Hope this was helpful and informative. Would be glad to see others experiences with loading data via CDK or cloudformation (or even other means) in the comments!
Top comments (9)
Hi Matt,
I wrote an article on Importing data into DynamoDB as fast as possible with as little as possible effort. rehanvdm.com/serverless/dynamodb-i...
So you can put your Custom Resource on steroids if you rather pass the S3 path to the data you want to import as a param. Then stream from S3 and write to Dynamo in parallel.
I only started to play with CDK a week ago and absolutely love it, it is a must for anyone doing raw cloud formation.
Those are some great insights, thanks Rehan! I've been working on generating the data in a lambda and loading it - this should help a lot. I also think that teams might want to check a csv into source control representing different scenarios (for test automation, for example) that could get automatically provisioned and streamed to the DB.
Yes brilliant idea, new environments will then have consistent data after being created, great for testing scenarios.
Heads up for anyone happening across this article: The code is pretty much out of sync with the latest versions of the CDK packages and won't run as-is.
Hey Andrew, I just updated my repo to the latest cdk and everything still works fine. There aren't any deprecated constructs here. Can you be more specific about the issue you had?
I'm not sure how that's possible. With the latest version the CDK you literally cannot set
physicalResourceId: 'initDBData'
. You have to use one of the two static methods listed here: docs.aws.amazon.com/cdk/api/latest...So you didn't even try it? Well thanks for stopping by.
your snide reply aside, for anyone happening across this post, it's not an accurate source of truth.

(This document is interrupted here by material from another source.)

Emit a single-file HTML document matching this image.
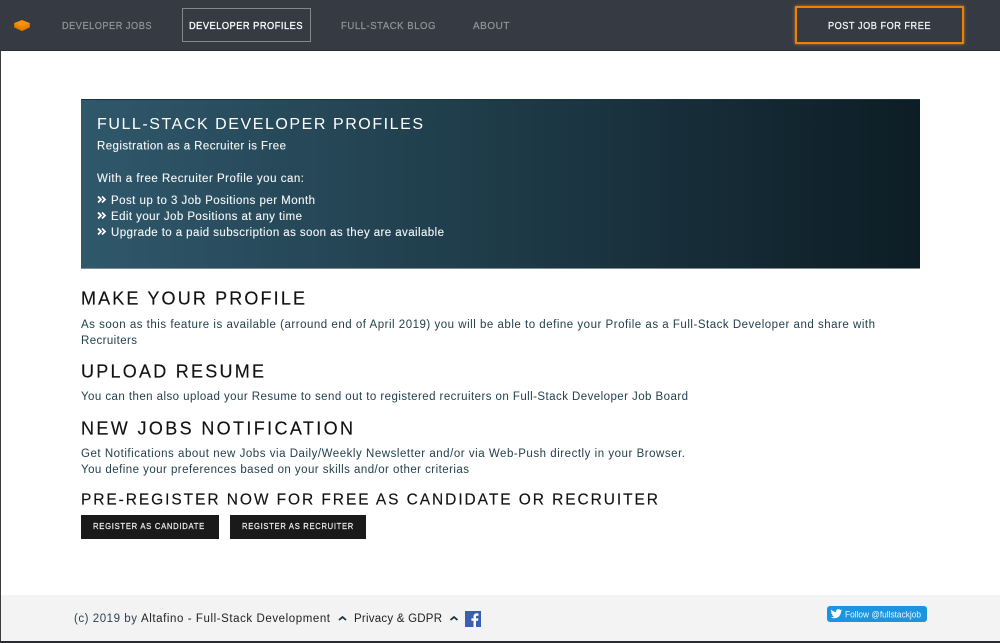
<!DOCTYPE html>
<html><head><meta charset="utf-8"><title>Full-Stack Developer Profiles</title>
<style>
html,body{margin:0;padding:0;width:1000px;height:643px;overflow:hidden;background:#fff}
.a{position:absolute}
svg{position:absolute;left:0;top:0}
text{font-family:"Liberation Sans",sans-serif}
</style></head><body>
<div class="a" style="left:0;top:0;width:1000px;height:50px;background:#363b43;border-bottom:1px solid #2b2f33"></div>
<div class="a" style="left:0;top:51px;width:1px;height:592px;background:#3a3c3e"></div>
<div class="a" style="left:182px;top:8px;width:127px;height:32px;border:1px solid #85888b"></div>
<div class="a" style="left:795px;top:6px;width:165px;height:34px;border:2px solid #f08000;box-shadow:0 0 3px #b87a30"></div>
<div class="a" style="left:81px;top:99px;width:839px;height:168px;background:linear-gradient(90deg,#2f586b 0%,#0d1d25 100%);border-top:1px solid #1c3340;border-bottom:1px solid #7f8c92"></div>
<div class="a" style="left:81px;top:515px;width:138px;height:24px;background:#1a1a1a"></div>
<div class="a" style="left:230px;top:515px;width:136px;height:24px;background:#1a1a1a"></div>
<div class="a" style="left:1px;top:595px;width:999px;height:46px;background:#f3f3f3"></div>
<div class="a" style="left:0;top:641px;width:1000px;height:2px;background:#2a2c30"></div>
<div class="a" style="left:827px;top:606px;width:100px;height:16px;background:#1b95e0;border-radius:3px"></div>
<svg width="1000" height="643" viewBox="0 0 1000 643">
<path d="M22 28l7.800-3.200v2.600L22 31l-7.800-3.600v-2.600z" fill="#e67d00"/>
<path d="M22 26l7.800-3.400v2.600L22 28.600l-7.800-3.400v-2.600z" fill="#ee8400"/>
<path d="M22 20l7.800 3.100L22 26.300l-7.800-3.200z" fill="#fa920c"/>
<g font-size="10.500" fill="#92959a" letter-spacing=".6" stroke="#92959a" stroke-width=".2">
<text x="62" y="29" textLength="90" lengthAdjust="spacingAndGlyphs">DEVELOPER JOBS</text>
<text x="341" y="29" textLength="95" lengthAdjust="spacingAndGlyphs">FULL-STACK BLOG</text>
<text x="473" y="29" textLength="37" lengthAdjust="spacingAndGlyphs">ABOUT</text>
</g>
<text x="189" y="29" font-size="10.500" fill="#fff" stroke="#fff" stroke-width=".3" letter-spacing=".6" textLength="114" lengthAdjust="spacingAndGlyphs">DEVELOPER PROFILES</text>
<text x="828" y="29" font-size="10.500" fill="#f2f4f6" stroke="#f2f4f6" stroke-width=".3" letter-spacing=".6" textLength="103" lengthAdjust="spacingAndGlyphs">POST JOB FOR FREE</text>

<text x="97" y="129" font-size="16" fill="#fff" textLength="326" lengthAdjust="spacing">FULL-STACK DEVELOPER PROFILES</text>
<g font-size="11.500" fill="#f4f6f7" stroke="#f4f6f7" stroke-width=".12">
<text x="97" y="149.500" textLength="189" lengthAdjust="spacing">Registration as a Recruiter is Free</text>
<text x="97" y="182" textLength="207" lengthAdjust="spacing">With a free Recruiter Profile you can:</text>
<text x="111" y="204" textLength="204" lengthAdjust="spacing">Post up to 3 Job Positions per Month</text>
<text x="111" y="220" textLength="191" lengthAdjust="spacing">Edit your Job Positions at any time</text>
<text x="111" y="236" textLength="333" lengthAdjust="spacing">Upgrade to a paid subscription as soon as they are available</text>
</g>
<g fill="none" stroke="#fff" stroke-width="1.700">
<path d="M98 196.500l3 3-3 3M102 196.500l3 3-3 3"/>
<path d="M98 212.500l3 3-3 3M102 212.500l3 3-3 3"/>
<path d="M98 228.500l3 3-3 3M102 228.500l3 3-3 3"/>
</g>

<g fill="#111" stroke="#111" stroke-width=".15">
<text x="81" y="304.500" font-size="18" textLength="224" lengthAdjust="spacing">MAKE YOUR PROFILE</text>
<text x="81" y="377.500" font-size="18" textLength="183" lengthAdjust="spacing">UPLOAD RESUME</text>
<text x="81" y="434.500" font-size="18" textLength="272" lengthAdjust="spacing">NEW JOBS NOTIFICATION</text>
<text x="81" y="504.500" font-size="15.500" textLength="577" lengthAdjust="spacing">PRE-REGISTER NOW FOR FREE AS CANDIDATE OR RECRUITER</text>
</g>
<g font-size="11.500" fill="#23404c">
<text x="81" y="328" textLength="794" lengthAdjust="spacing">As soon as this feature is available (arround end of April 2019) you will be able to define your Profile as a Full-Stack Developer and share with</text>
<text x="81" y="344" textLength="56" lengthAdjust="spacing">Recruiters</text>
<text x="81" y="400" textLength="607" lengthAdjust="spacing">You can then also upload your Resume to send out to registered recruiters on Full-Stack Developer Job Board</text>
<text x="81" y="457" textLength="604" lengthAdjust="spacing">Get Notifications about new Jobs via Daily/Weekly Newsletter and/or via Web-Push directly in your Browser.</text>
<text x="81" y="473" textLength="388" lengthAdjust="spacing">You define your preferences based on your skills and/or other criterias</text>
</g>
<g font-size="8.500" fill="#f2f2f2" stroke="#f2f2f2" stroke-width=".2" letter-spacing=".8">
<text x="93" y="529" textLength="112" lengthAdjust="spacingAndGlyphs">REGISTER AS CANDIDATE</text>
<text x="242" y="529" textLength="112" lengthAdjust="spacingAndGlyphs">REGISTER AS RECRUITER</text>
</g>

<g font-size="11.500">
<text x="74" y="622" fill="#2c4450" textLength="63" lengthAdjust="spacing">(c) 2019 by</text>
<text x="141" y="622" fill="#222" textLength="189" lengthAdjust="spacing">Altafino - Full-Stack Development</text>
<text x="354" y="622" fill="#222" textLength="88" lengthAdjust="spacing">Privacy &amp; GDPR</text>
</g>
<g fill="none" stroke="#17303a" stroke-width="1.800">
<path d="M339 620l3.500-3 3.500 3"/>
<path d="M450.500 620l3.500-3 3.500 3"/>
</g>
<rect x="465" y="611" width="16" height="16" fill="#3b5fb0"/>
<path d="M476 627v-6.200h2.100l.3-2.400H476v-1.500c0-.7.2-1.200 1.200-1.200h1.300v-2.200c-.5-.1-1.100-.1-1.800-.1-1.900 0-3.200 1.100-3.200 3.200v1.800h-2.100v2.400h2.100v6.200z" fill="#fff"/>
<path d="M842 610.300c-.4.200-.9.300-1.300.4.500-.3.800-.7 1-1.300-.4.300-.9.500-1.500.6a2.300 2.300 0 0 0-4 2.100c-1.900-.1-3.600-1-4.800-2.500-.6 1-.3 2.400.7 3.100-.4 0-.7-.1-1-.3 0 1.100.8 2.100 1.900 2.300-.3.100-.7.100-1 0 .3.900 1.200 1.600 2.200 1.600-1 .8-2.200 1.100-3.400 1 1 .7 2.300 1 3.600 1 4.300 0 6.700-3.600 6.600-6.900.5-.3.900-.7 1-1.100z" fill="#fff"/>
<text x="845" y="617.500" font-size="9.300" fill="#eaf5fd" textLength="76" lengthAdjust="spacingAndGlyphs">Follow @fullstackjob</text>
</svg>
</body></html>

Not sure if you just misread the docs or if something else is going on, but here is the official docs with that property being set:
docs.aws.amazon.com/cdk/api/latest...
Here is my code doing the exact same thing!
github.com/elthrasher/cdk-dynamo-c...
Notice the static method you referenced is on the right side of the assignment. Now is there an improvement you'd like to suggest?